I didn’t see her then, and I didn’t contact her, but a few weeks into school, my roommate and I were at Shaw’s (oh, that great Shaw’s–I still think of their Indulgences chocolates sometimes)–and there was the crush in the cereal aisle. (Okay, I made that up–I have no idea what aisle it was.) It was deep enough into the year that it was clear that our silence meant something, but I hadn’t known she cared until she said, “Well, I guess it’s not the bookstore after all.”
She may as well have been speaking Sanskrit. “Um, what?” I asked.

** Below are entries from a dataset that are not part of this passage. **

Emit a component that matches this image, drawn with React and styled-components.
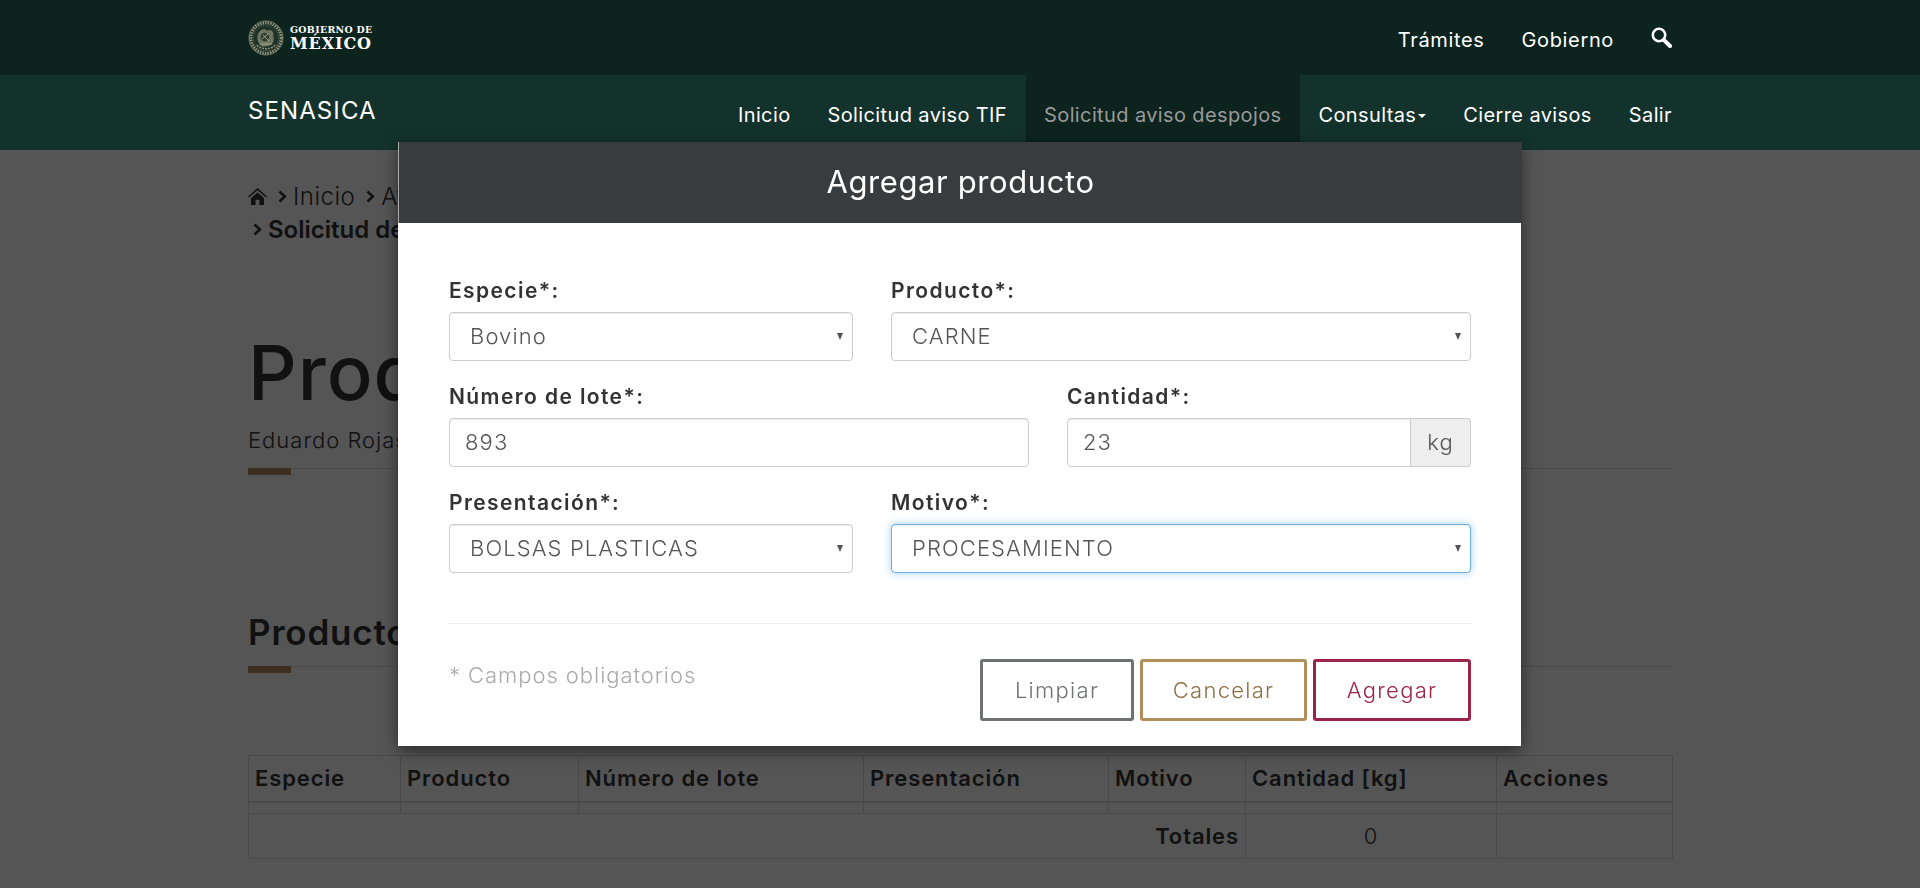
import React from "react";
import styled, { createGlobalStyle } from "styled-components";

const FONT = `Inter, "Noto Sans", "Liberation Sans", sans-serif`;

const Global = createGlobalStyle`
  html, body { margin: 0; padding: 0; height: 888px; overflow: hidden; background: #fff; }
  body { font-family: ${FONT}; color: #333; }
  * { box-sizing: border-box; }
`;

const Header = styled.header`
  position: relative;
  z-index: 20;
`;
const Bar = styled.div`
  height: ${(p) => p.$h}px;
  background: ${(p) => p.$bg};
`;
const Inner = styled.div`
  width: 1424px;
  height: 100%;
  margin: 0 auto;
  display: flex;
  justify-content: space-between;
  align-items: stretch;
`;
const LogoLink = styled.a`
  display: flex;
  align-items: center;
  gap: 6px;
  height: 75px;
`;
const LogoText = styled.div`
  font-family: "DejaVu Serif", "Liberation Serif", serif;
  font-weight: 700;
  color: #fff;
  display: flex;
  flex-direction: column;
  line-height: 1;
`;
const LogoSmall = styled.span`
  font-size: 9.4px;
  letter-spacing: 0.35px;
  line-height: 11px;
`;
const LogoBig = styled.span`
  font-size: 16px;
  letter-spacing: 0.9px;
  line-height: 16px;
  margin-top: 1px;
`;
const TopLinks = styled.nav`
  display: flex;
  align-items: center;
  gap: 37px;
  height: 75px;
`;
const TopLink = styled.a`
  color: #fff;
  font-size: 20px;
  letter-spacing: 0.65px;
  line-height: 24px;
  margin-top: 5px;
`;
const SearchBtn = styled.span`
  display: flex;
  margin-top: 0;
  color: #fff;
`;
const Brand = styled.div`
  color: #fff;
  font-size: 24px;
  letter-spacing: 1.1px;
  line-height: 30px;
  padding-top: 21px;
`;
const MainNav = styled.nav`
  display: flex;
  align-items: stretch;
  margin-right: -18.5px;
`;
const NavItem = styled.a`
  display: flex;
  align-items: center;
  padding: 4px 18.5px 0;
  font-size: 20px;
  letter-spacing: 0.38px;
  color: ${(p) => (p.$active ? "#9a9a9a" : "#fff")};
  background: ${(p) => (p.$active ? "#0c231e" : "transparent")};
  white-space: nowrap;
`;
const Caret = styled.i`
  width: 0;
  height: 0;
  margin: 2px 0 0 2px;
  border-left: 4.5px solid transparent;
  border-right: 4.5px solid transparent;
  border-top: 4.5px solid #fff;
`;

const Main = styled.main`
  width: 1424px;
  margin: 0 auto;
  padding-top: 30px;
`;
const Crumbs = styled.div`
  font-size: 24px;
  font-weight: 300;
  letter-spacing: 0.5px;
  line-height: 33px;
  color: #333;
`;
const CrumbRow = styled.div`
  display: flex;
  align-items: center;
  gap: 6px;
`;
const Strong = styled.b`
  font-weight: 600;
  letter-spacing: 0;
`;
const Title = styled.h1`
  font-size: 76px;
  font-weight: 500;
  line-height: 80px;
  margin: 86px 0 0;
  letter-spacing: 1px;
`;
const Author = styled.p`
  font-size: 22px;
  font-weight: 300;
  letter-spacing: 1px;
  line-height: 26px;
  margin: 15px 0 0;
`;
const Rule = styled.div`
  height: 1px;
  margin-top: ${(p) => p.$mt}px;
  background: #ddd;
  position: relative;
  &::after {
    content: "";
    position: absolute;
    left: 0;
    top: 0;
    width: 43px;
    height: 7px;
    background: #b38e5d;
  }
`;
const Subtitle = styled.h2`
  font-size: 35px;
  font-weight: 600;
  line-height: 40px;
  margin: 143px 0 0;
  letter-spacing: 0.8px;
`;
const Table = styled.table`
  width: 100%;
  table-layout: fixed;
  border-collapse: collapse;
  margin-top: 88px;
`;
const Th = styled.th`
  height: 46px;
  border: 1px solid #ddd;
  border-bottom-width: 2px;
  padding: 0 6px;
  font-size: 22px;
  font-weight: 600;
  letter-spacing: 0.9px;
  text-align: left;
  width: ${(p) => p.$w}px;
`;
const Td = styled.td`
  height: ${(p) => p.$h}px;
  border: 1px solid #ddd;
  padding: 0 6px;
  font-size: 22px;
  font-weight: ${(p) => (p.$bold ? 600 : 300)};
  letter-spacing: 0.9px;
  text-align: ${(p) => p.$align || "left"};
`;

const Backdrop = styled.div`
  position: fixed;
  inset: 0;
  z-index: 10;
  background: rgba(0, 0, 0, 0.667);
`;
const ModalLayer = styled.div`
  position: fixed;
  inset: 0;
  z-index: 30;
  display: flex;
  justify-content: center;
  align-items: flex-start;
`;
const Modal = styled.div`
  width: 1123px;
  margin-top: 142px;
  margin-right: 1px;
  background: #fff;
  box-shadow: 0 5px 15px rgba(0, 0, 0, 0.5);
`;
const ModalHead = styled.div`
  height: 81px;
  padding-bottom: 2px;
  margin-right: -1px;
  border-left: 1px solid #a9a9a9;
  background: #393c3e;
  color: #fff;
  display: flex;
  align-items: center;
  justify-content: center;
  font-size: 31px;
  font-weight: 400;
  letter-spacing: 0.6px;
`;
const ModalBody = styled.div`
  padding: 56px 50px 25px 51px;
`;
const Row = styled.div`
  display: grid;
  grid-template-columns: ${(p) => p.$cols};
  column-gap: 38px;
  margin-bottom: 24px;
`;
const Field = styled.div`
  display: flex;
  flex-direction: column;
  min-width: 0;
`;
const Label = styled.label`
  font-size: 21px;
  font-weight: 600;
  line-height: 24px;
  letter-spacing: 1.4px;
  color: #333;
  margin-bottom: 9px;
`;
const SelectWrap = styled.div`
  position: relative;
  &::after {
    content: "";
    position: absolute;
    right: 10px;
    top: 21px;
    border-left: 3.5px solid transparent;
    border-right: 3.5px solid transparent;
    border-top: 7px solid #555;
    pointer-events: none;
  }
`;
const Select = styled.select`
  display: block;
  width: 100%;
  height: 49px;
  appearance: none;
  background: #fff;
  border: 1px solid ${(p) => (p.$focused ? "#66afe9" : "#ccc")};
  border-radius: 4px;
  padding: 0 24px 2px 20px;
  font-family: ${FONT};
  font-size: 22px;
  font-weight: 300;
  letter-spacing: 1.1px;
  color: #555;
  outline: none;
  box-shadow: ${(p) =>
    p.$focused
      ? "inset 0 1px 1px rgba(0,0,0,.075), 0 0 8px rgba(102,175,233,.6)"
      : "inset 0 1px 1px rgba(0,0,0,.075)"};
`;
const Input = styled.input`
  display: block;
  flex: 1;
  width: 100%;
  min-width: 0;
  height: 49px;
  border: 1px solid #ccc;
  border-radius: ${(p) => (p.$joined ? "4px 0 0 4px" : "4px")};
  padding: 0 15px 2px;
  font-family: ${FONT};
  font-size: 22px;
  font-weight: 300;
  letter-spacing: 1.1px;
  color: #555;
  outline: none;
  box-shadow: inset 0 1px 1px rgba(0, 0, 0, 0.075);
`;
const InputGroup = styled.div`
  display: flex;
`;
const Addon = styled.span`
  width: 60px;
  height: 49px;
  padding-bottom: 2px;
  display: flex;
  align-items: center;
  justify-content: center;
  background: #eee;
  border: 1px solid #ccc;
  border-left: 0;
  border-radius: 0 4px 4px 0;
  font-size: 22px;
  font-weight: 300;
  letter-spacing: 1px;
  color: #555;
`;
const Divider = styled.hr`
  border: 0;
  border-top: 1px solid #eee;
  margin: 50px 0 0;
`;
const Footer = styled.div`
  display: flex;
  justify-content: space-between;
  align-items: flex-start;
  margin-top: 35px;
`;
const Note = styled.span`
  font-size: 22px;
  font-weight: 300;
  letter-spacing: 0.95px;
  line-height: 26px;
  color: #aaa;
  margin-top: 3px;
`;
const Buttons = styled.div`
  display: flex;
  gap: 6px;
`;
const Button = styled.button`
  width: ${(p) => p.$w}px;
  height: 62px;
  background: #fff;
  border: 3px solid ${(p) => p.$color};
  border-radius: 3px;
  color: ${(p) => p.$textColor || p.$color};
  font-family: ${FONT};
  font-size: 22px;
  font-weight: 300;
  letter-spacing: 1.3px;
`;

const HomeIcon = () => (
  <svg width="19" height="17" viewBox="0 0 19 17" fill="currentColor">
    <path d="M9.5 0 L0 8.4 L1 9.6 L9.5 2.2 L18 9.6 L19 8.4 Z" />
    <path d="M9.5 4.4 L3 10 V17 H7.6 V11.8 H11.4 V17 H16 V10 Z" />
  </svg>
);
const Chevron = styled(({ className }) => (
  <svg className={className} width="9" height="13" viewBox="0 0 9 13" fill="none" stroke="currentColor" strokeWidth="2.6">
    <path d="M1.5 1.5 L6.8 6.5 L1.5 11.5" />
  </svg>
))`
  margin-left: 5px;
`;
const SearchIcon = () => (
  <svg width="21" height="21" viewBox="0 0 21 21" fill="none" stroke="currentColor">
    <circle cx="8" cy="8" r="6.2" strokeWidth="2.6" />
    <path d="M12.8 12.8 L19 19" strokeWidth="4" strokeLinecap="round" />
  </svg>
);
const Seal = () => (
  <svg width="36" height="36" viewBox="0 0 36 36" fill="none">
    <circle cx="18" cy="18" r="17.6" fill="#1f3229" />
    <circle cx="18" cy="18" r="17" stroke="#6e7460" strokeWidth="1" />
    <circle cx="18" cy="18" r="15.2" stroke="#8e917b" strokeWidth="3" strokeDasharray="1.5 1.1" />
    <circle cx="18" cy="18" r="12.6" stroke="#5d6452" strokeWidth="1" strokeDasharray="1 1" />
    <path d="M10 14 C12 9 17 8 19 11 C22 8 27 12 25 16 C27 20 25 25 20 26 L15 27 C11 25 8 20 10 14 Z" fill="#6f755f" />
    <path d="M13 15 C16 11 20 13 21 16 C22 20 18 22 15 21 C13 20 12 18 13 15 Z" fill="#2c3d32" />
    <path d="M15 15 L21 21 M14 19 L20 14 M12 24 L24 24" stroke="#a9aa90" strokeWidth="0.9" />
    <path d="M9 25 C13 30 23 30 27 25" stroke="#8e917b" strokeWidth="1.4" strokeDasharray="2 1" />
  </svg>
);

const columns = [
  { label: "Especie", w: 152 },
  { label: "Producto", w: 178 },
  { label: "Número de lote", w: 285 },
  { label: "Presentación", w: 245 },
  { label: "Motivo", w: 137 },
  { label: "Cantidad [kg]", w: 251 },
  { label: "Acciones", w: 176 },
];

const Choice = ({ value, focused }) => (
  <SelectWrap>
    <Select $focused={focused} defaultValue={value}>
      <option>{value}</option>
    </Select>
  </SelectWrap>
);

export default function App() {
  return (
    <>
      <Global />
      <Header>
        <Bar $h={75} $bg="#0c231e">
          <Inner>
            <LogoLink>
              <Seal />
              <LogoText>
                <LogoSmall>GOBIERNO DE</LogoSmall>
                <LogoBig>MÉXICO</LogoBig>
              </LogoText>
            </LogoLink>
            <TopLinks>
              <TopLink>Trámites</TopLink>
              <TopLink>Gobierno</TopLink>
              <SearchBtn>
                <SearchIcon />
              </SearchBtn>
            </TopLinks>
          </Inner>
        </Bar>
        <Bar $h={75} $bg="#13322b">
          <Inner>
            <Brand>SENASICA</Brand>
            <MainNav>
              <NavItem>Inicio</NavItem>
              <NavItem>Solicitud aviso TIF</NavItem>
              <NavItem $active>Solicitud aviso despojos</NavItem>
              <NavItem>
                Consultas
                <Caret />
              </NavItem>
              <NavItem>Cierre avisos</NavItem>
              <NavItem>Salir</NavItem>
            </MainNav>
          </Inner>
        </Bar>
      </Header>

      <Main>
        <Crumbs>
          <CrumbRow>
            <HomeIcon />
            <Chevron />
            Inicio
            <Chevron />
            Avisos
          </CrumbRow>
          <CrumbRow>
            <Chevron />
            <Strong>Solicitud de</Strong>
          </CrumbRow>
        </Crumbs>
        <Title>Productos</Title>
        <Author>Eduardo Rojas</Author>
        <Rule $mt={15} />
        <Subtitle>Productos</Subtitle>
        <Rule $mt={14} />
        <Table>
          <thead>
            <tr>
              {columns.map((c) => (
                <Th key={c.label} $w={c.w}>
                  {c.label}
                </Th>
              ))}
            </tr>
          </thead>
          <tbody>
            <tr>
              {columns.map((c) => (
                <Td key={c.label} $h={12} />
              ))}
            </tr>
            <tr>
              <Td $h={45} colSpan={5} $align="right" $bold>
                Totales
              </Td>
              <Td $h={45} $align="center">
                0
              </Td>
              <Td $h={45} />
            </tr>
          </tbody>
        </Table>
      </Main>

      <Backdrop />
      <ModalLayer>
        <Modal>
          <ModalHead>Agregar producto</ModalHead>
          <ModalBody>
            <Row $cols="404px 1fr">
              <Field>
                <Label>Especie*:</Label>
                <Choice value="Bovino" />
              </Field>
              <Field>
                <Label>Producto*:</Label>
                <Choice value="CARNE" />
              </Field>
            </Row>
            <Row $cols="1fr 404px">
              <Field>
                <Label>Número de lote*:</Label>
                <Input defaultValue="893" />
              </Field>
              <Field>
                <Label>Cantidad*:</Label>
                <InputGroup>
                  <Input $joined defaultValue="23" />
                  <Addon>kg</Addon>
                </InputGroup>
              </Field>
            </Row>
            <Row $cols="404px 1fr">
              <Field>
                <Label>Presentación*:</Label>
                <Choice value="BOLSAS PLASTICAS" />
              </Field>
              <Field>
                <Label>Motivo*:</Label>
                <Choice value="PROCESAMIENTO" focused />
              </Field>
            </Row>
            <Divider />
            <Footer>
              <Note>* Campos obligatorios</Note>
              <Buttons>
                <Button $w={154} $color="#6f7271">
                  Limpiar
                </Button>
                <Button $w={167} $color="#b38e5d" $textColor="#8f6f45">
                  Cancelar
                </Button>
                <Button $w={158} $color="#9d2449">
                  Agregar
                </Button>
              </Buttons>
            </Footer>
          </ModalBody>
        </Modal>
      </ModalLayer>
    </>
  );
}
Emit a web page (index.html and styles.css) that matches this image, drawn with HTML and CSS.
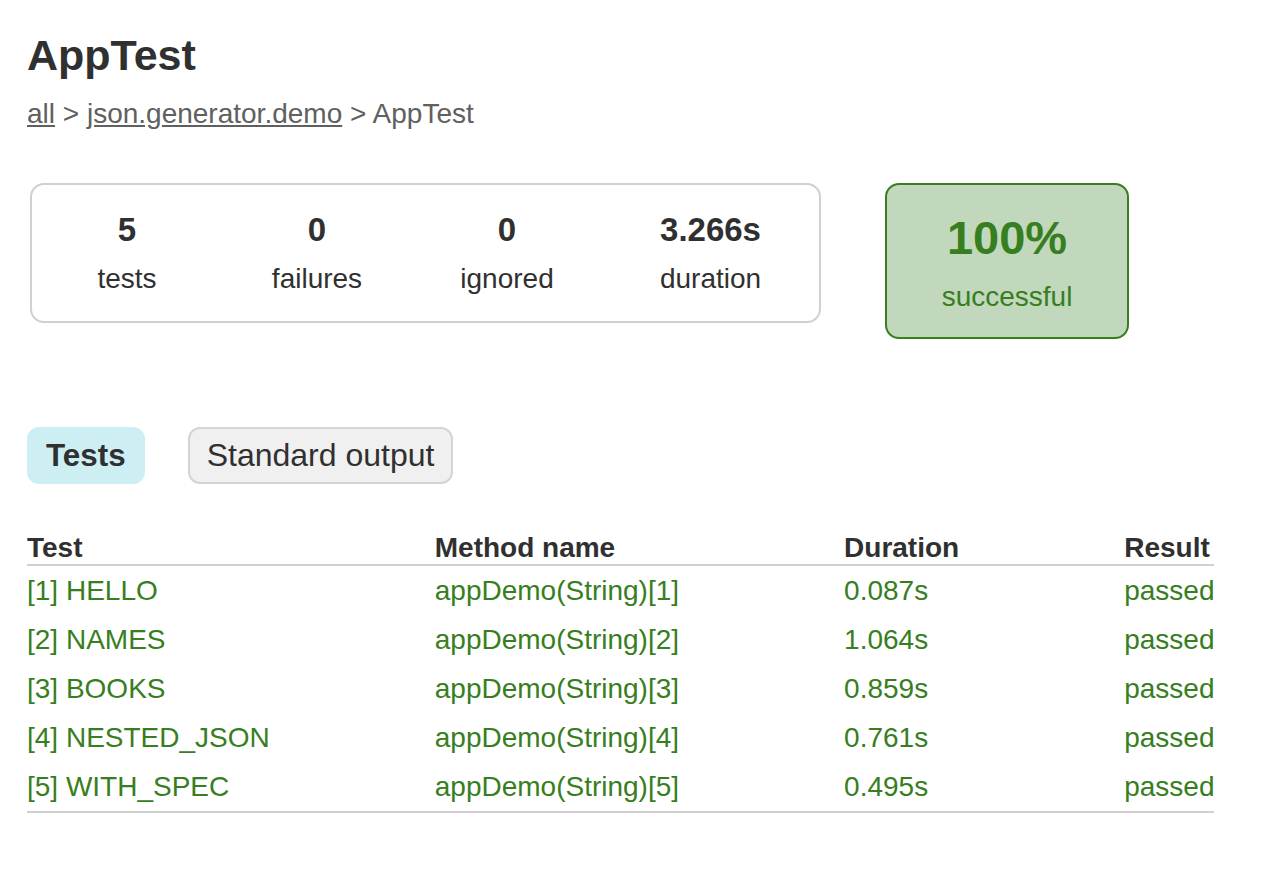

“You know.” She blinked. “That thing you said in your postcard–how you’d see me at the bookstore.”
“Oh. Yeah, I guess not.”
And we weren’t really friends after that. Which in way was too bad, because I’d really enjoyed her when I’d thought she might like me back, but the things that had complicated the crush (including the fact that she turned out to be, you know, kind of straight) got in the way, and in some ways, at least at that time, she wasn’t such a good friend. I will say, though, that that is the only time I ever remotely felt like I had the last laugh on anything, though if for some reason the crush is reading this (which I sincerely doubt), I hope she knows it does not reflect on her.
So au revior, bad crushes–I’d get a much better one several months before September 11th, 2001, who would become my wife–and hello to a less troubled New London; and hello wife herself, whom I am about to go off and meet, maybe for Mexican food, not at a bookstore.